Lawsuits and speaking campaign
Posted at 7:02 PM, Feb 11, 2020
and last updated 2020-02-11 21:02:52-05

TUCSON, Ariz. - Sanctuary cities are a controversial issue in Arizona and the rest of the country. They are places that have formally declared they will not help with immigration enforcement. Now, working through local U.S. Attorneys, the US Justice Department is mounting a nationwide push to influence public opinion on the issue.

People who oppose Sanctuary City policies say they keep authorities from finding and deporting dangerous criminals.

Sanctuary city supporters say sanctuary policies make communities safer by making people in the u.s. illegally less fearful about talking to police.
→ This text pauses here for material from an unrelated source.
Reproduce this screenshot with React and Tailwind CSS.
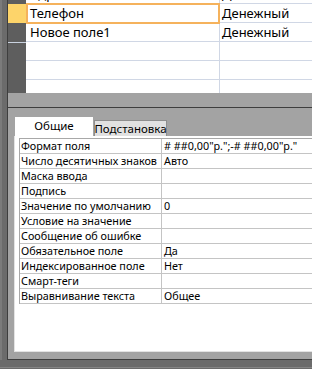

Now the U.S. Justice Department is in a nationwide push to convince the public Sanctuary policies should not exist.

Attorney General William Barr told a Sheriff's Association the administration will sue to fight sanctuary policies in California, New Jersey and Washington State.

One day later, in Phoenix, the U.S. Attorney for Arizona was one of many U.S. Attorneys across the country speaking against sanctuary policies...

In Tucson, Assistant U.S. Attorney Liza Granoff says because Arizona has no sanctuary cities, in January alone, Federal authorities were able to charge more than a thousand people who came back to the U.S. after they'd been deported.

“A large majority had DUI convictions. They had domestic violence offenses. We saw two defendants who had been convicted of homicide. We saw sex offenders among that group of individuals, and a large part of those people that weren't charged had three or more prior deportations.”

Arizona’s U.S. Attorney Office released statistics for January to document the histories of some of the undocumented people arrested.

In Tucson, voters rejected an initiative to require a sanctuary policy roughly 70 percent to 30 percent. But Tucson Police were already under a policy to not participate in immigration enforcement.

Billy Peard is an attorney who worked on the Tucson Sanctuary effort. He says Sanctuary policies make a city safer because undocumented people are less afraid to share information that helps police fight crime. He describes the Federal push as more bark than bite.

“It appears to be more of a press effort to it from my perspective to intimidate or scare local elected officials and local policymakers from, you know, enacting future policies or perhaps intimidating them to repeal or rollback existing sanctuary policies at their city level".

No government in Arizona has a sanctuary city policy now and Governor Ducey wants to close out that possibility. He's calling for a vote that would change the state constitution to forbid sanctuary cities.